====== Task data

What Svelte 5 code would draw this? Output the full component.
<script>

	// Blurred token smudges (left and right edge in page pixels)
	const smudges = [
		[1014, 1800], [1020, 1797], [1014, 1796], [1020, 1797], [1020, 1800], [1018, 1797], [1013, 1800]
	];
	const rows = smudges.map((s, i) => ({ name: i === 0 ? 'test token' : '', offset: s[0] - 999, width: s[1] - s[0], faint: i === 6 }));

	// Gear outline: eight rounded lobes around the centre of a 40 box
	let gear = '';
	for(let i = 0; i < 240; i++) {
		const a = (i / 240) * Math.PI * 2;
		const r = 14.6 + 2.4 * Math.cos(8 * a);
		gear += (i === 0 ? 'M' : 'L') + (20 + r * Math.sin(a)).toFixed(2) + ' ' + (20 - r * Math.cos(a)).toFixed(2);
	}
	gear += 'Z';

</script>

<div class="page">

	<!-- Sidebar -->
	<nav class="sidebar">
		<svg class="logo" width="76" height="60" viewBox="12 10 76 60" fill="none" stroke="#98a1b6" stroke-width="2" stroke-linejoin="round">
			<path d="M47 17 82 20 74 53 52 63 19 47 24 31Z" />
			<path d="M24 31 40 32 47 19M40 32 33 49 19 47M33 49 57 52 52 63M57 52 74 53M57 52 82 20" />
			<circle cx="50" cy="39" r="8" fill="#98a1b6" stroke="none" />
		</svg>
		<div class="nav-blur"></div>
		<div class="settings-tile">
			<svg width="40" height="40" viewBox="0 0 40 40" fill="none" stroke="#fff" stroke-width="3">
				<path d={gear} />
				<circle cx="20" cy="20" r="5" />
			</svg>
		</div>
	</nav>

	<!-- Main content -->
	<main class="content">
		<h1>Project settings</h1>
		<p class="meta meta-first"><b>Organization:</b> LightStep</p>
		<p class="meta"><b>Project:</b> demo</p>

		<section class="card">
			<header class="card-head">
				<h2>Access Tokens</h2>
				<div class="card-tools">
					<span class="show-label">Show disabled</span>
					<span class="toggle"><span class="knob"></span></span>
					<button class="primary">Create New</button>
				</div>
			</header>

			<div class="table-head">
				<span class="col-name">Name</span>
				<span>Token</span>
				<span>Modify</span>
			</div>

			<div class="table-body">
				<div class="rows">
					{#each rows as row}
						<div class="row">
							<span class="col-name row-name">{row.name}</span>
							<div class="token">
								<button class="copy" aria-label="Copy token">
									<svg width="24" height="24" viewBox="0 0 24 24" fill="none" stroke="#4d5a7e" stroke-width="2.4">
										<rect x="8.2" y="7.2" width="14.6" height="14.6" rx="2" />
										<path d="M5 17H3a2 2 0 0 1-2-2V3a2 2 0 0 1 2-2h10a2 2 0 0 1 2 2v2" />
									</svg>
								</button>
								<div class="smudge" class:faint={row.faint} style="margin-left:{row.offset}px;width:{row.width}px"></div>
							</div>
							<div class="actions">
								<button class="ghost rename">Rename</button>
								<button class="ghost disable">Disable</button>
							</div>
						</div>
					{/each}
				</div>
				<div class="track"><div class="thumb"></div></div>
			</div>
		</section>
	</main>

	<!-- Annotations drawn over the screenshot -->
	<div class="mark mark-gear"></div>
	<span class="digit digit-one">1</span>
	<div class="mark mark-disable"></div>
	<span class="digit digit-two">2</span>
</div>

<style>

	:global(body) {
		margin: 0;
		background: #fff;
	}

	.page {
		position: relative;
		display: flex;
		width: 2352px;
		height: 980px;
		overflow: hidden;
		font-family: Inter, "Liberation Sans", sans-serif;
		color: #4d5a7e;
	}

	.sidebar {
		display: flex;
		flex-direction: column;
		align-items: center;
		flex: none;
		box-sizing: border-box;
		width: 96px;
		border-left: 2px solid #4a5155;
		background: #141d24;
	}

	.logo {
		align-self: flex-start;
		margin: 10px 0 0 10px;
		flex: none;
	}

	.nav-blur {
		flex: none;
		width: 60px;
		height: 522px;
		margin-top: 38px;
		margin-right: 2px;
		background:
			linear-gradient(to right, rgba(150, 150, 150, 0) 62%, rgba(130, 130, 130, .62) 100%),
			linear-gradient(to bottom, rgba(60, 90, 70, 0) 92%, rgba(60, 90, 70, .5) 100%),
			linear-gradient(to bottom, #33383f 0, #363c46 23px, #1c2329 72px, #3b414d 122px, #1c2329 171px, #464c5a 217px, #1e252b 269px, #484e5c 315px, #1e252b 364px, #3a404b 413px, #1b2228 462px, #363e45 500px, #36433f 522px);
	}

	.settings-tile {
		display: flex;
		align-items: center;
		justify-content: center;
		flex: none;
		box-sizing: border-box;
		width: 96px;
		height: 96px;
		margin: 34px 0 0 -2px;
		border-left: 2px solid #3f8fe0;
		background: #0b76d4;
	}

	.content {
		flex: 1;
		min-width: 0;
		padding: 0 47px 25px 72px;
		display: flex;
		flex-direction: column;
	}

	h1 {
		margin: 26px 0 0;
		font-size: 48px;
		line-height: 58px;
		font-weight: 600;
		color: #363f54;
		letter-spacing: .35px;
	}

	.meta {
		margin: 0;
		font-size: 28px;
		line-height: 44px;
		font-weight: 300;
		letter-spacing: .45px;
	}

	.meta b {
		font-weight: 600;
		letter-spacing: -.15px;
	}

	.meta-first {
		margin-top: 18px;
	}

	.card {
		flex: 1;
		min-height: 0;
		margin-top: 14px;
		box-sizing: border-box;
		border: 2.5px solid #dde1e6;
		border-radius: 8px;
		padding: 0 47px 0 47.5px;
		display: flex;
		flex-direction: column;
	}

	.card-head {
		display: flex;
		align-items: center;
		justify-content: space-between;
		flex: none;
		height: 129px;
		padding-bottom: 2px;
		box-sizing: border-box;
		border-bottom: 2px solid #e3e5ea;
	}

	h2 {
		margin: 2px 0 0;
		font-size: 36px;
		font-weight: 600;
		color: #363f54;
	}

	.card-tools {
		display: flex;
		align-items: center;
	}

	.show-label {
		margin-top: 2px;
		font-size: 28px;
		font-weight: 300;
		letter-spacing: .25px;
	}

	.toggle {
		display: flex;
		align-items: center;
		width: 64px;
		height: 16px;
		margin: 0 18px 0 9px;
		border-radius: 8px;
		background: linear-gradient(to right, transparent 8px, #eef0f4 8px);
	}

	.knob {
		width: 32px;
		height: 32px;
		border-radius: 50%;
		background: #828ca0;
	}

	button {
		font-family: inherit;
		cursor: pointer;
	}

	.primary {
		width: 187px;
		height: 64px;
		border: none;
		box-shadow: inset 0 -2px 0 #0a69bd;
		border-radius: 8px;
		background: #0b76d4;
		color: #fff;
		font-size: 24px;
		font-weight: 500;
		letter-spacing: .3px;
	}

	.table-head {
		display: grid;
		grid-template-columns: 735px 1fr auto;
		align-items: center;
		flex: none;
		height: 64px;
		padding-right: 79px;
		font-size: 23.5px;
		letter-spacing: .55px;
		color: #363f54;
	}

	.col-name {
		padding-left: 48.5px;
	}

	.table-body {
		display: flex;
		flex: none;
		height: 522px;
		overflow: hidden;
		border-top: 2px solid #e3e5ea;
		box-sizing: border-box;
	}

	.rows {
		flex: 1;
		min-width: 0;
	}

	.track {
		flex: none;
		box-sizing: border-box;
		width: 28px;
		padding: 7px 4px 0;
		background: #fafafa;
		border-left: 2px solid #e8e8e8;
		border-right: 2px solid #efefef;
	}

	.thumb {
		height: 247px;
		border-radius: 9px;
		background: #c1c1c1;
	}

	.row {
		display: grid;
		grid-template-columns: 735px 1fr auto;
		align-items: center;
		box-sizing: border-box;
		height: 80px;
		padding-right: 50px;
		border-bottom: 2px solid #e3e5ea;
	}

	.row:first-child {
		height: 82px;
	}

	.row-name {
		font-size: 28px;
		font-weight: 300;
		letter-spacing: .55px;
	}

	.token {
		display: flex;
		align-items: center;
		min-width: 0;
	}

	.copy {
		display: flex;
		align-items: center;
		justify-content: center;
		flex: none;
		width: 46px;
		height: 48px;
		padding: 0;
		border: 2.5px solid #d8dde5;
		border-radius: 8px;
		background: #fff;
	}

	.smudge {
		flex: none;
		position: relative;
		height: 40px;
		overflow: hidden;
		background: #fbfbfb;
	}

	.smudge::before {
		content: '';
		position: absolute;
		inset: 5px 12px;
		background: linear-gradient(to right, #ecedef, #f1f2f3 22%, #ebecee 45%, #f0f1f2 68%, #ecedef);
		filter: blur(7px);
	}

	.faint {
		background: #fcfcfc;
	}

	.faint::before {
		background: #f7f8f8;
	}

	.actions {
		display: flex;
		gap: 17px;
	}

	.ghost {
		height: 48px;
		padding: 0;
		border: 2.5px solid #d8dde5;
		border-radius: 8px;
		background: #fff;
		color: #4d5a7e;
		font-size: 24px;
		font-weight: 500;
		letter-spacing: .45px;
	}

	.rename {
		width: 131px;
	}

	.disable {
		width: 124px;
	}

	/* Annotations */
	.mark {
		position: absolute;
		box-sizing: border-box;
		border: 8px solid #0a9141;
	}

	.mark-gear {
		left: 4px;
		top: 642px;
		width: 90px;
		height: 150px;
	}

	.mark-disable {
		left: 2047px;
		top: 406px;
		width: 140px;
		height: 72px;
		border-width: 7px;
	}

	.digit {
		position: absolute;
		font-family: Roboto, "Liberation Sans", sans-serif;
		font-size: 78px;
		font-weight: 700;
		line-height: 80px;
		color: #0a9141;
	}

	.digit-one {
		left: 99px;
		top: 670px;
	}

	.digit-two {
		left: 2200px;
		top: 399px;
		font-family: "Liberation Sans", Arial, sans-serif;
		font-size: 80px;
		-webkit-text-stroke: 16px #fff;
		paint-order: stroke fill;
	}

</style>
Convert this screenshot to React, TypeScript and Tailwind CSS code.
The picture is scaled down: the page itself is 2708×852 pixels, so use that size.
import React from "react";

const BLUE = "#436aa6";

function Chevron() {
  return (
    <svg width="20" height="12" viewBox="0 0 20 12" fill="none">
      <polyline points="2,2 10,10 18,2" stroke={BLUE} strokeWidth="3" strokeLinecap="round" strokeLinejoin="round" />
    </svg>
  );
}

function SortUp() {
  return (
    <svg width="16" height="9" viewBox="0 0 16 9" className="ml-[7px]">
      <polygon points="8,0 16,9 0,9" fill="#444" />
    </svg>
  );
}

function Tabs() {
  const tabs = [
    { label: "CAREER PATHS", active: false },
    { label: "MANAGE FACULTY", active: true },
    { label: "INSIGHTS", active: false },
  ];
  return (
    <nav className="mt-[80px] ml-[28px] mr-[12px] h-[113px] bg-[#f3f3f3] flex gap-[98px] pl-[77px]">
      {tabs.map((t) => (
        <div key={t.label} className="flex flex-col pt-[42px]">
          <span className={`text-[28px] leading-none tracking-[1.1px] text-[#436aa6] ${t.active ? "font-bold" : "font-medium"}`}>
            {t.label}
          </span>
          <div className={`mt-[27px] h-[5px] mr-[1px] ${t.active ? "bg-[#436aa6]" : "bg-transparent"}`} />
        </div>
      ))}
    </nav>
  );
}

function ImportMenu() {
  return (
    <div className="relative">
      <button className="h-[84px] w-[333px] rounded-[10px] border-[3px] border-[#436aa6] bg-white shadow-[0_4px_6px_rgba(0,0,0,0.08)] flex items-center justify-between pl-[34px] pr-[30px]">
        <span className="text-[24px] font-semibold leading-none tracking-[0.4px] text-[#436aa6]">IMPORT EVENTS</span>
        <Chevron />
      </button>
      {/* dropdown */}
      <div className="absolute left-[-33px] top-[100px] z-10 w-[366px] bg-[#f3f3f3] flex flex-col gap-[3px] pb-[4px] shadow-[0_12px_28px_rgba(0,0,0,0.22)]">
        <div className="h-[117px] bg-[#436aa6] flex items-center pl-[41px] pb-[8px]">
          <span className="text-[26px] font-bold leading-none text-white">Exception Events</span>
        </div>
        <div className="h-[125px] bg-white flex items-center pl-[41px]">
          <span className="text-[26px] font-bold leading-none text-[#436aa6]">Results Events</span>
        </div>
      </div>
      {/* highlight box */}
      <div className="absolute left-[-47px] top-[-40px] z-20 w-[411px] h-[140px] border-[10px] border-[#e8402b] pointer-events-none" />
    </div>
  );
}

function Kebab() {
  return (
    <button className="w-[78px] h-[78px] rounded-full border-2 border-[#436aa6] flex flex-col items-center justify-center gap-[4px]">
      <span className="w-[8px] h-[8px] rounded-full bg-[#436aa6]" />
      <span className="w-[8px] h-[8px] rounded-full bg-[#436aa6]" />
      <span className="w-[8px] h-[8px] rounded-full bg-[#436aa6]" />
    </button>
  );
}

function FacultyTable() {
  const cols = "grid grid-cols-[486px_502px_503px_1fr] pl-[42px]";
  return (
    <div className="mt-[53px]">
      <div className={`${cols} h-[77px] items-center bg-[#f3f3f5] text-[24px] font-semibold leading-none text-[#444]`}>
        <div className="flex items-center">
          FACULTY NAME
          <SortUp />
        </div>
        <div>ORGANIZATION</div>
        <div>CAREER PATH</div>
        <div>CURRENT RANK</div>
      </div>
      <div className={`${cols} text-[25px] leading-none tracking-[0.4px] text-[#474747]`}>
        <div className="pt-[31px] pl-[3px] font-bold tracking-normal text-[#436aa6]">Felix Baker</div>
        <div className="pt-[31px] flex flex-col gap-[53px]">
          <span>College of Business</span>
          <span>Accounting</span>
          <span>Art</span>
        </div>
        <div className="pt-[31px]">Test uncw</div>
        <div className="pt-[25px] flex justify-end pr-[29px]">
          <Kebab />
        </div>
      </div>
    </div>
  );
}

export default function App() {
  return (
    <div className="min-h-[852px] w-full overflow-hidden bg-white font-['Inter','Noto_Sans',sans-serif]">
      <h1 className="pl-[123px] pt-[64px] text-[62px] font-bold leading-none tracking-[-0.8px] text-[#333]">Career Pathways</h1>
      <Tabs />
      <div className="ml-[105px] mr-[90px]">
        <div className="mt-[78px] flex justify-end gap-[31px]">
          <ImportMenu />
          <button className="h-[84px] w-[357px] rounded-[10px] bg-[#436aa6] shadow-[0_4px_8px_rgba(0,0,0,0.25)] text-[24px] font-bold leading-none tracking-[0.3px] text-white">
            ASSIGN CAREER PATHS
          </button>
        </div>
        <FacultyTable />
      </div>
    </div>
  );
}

============

## Task requirements
Everything from the first line through the line containing "const rows = smudges.map((s, i)" should be quoted exactly, and nothing beyond it.

## Task output
What Svelte 5 code would draw this? Output the full component.
<script>

	// Blurred token smudges (left and right edge in page pixels)
	const smudges = [
		[1014, 1800], [1020, 1797], [1014, 1796], [1020, 1797], [1020, 1800], [1018, 1797], [1013, 1800]
	];
	const rows = smudges.map((s, i) => ({ name: i === 0 ? 'test token' : '', offset: s[0] - 999, width: s[1] - s[0], faint: i === 6 }));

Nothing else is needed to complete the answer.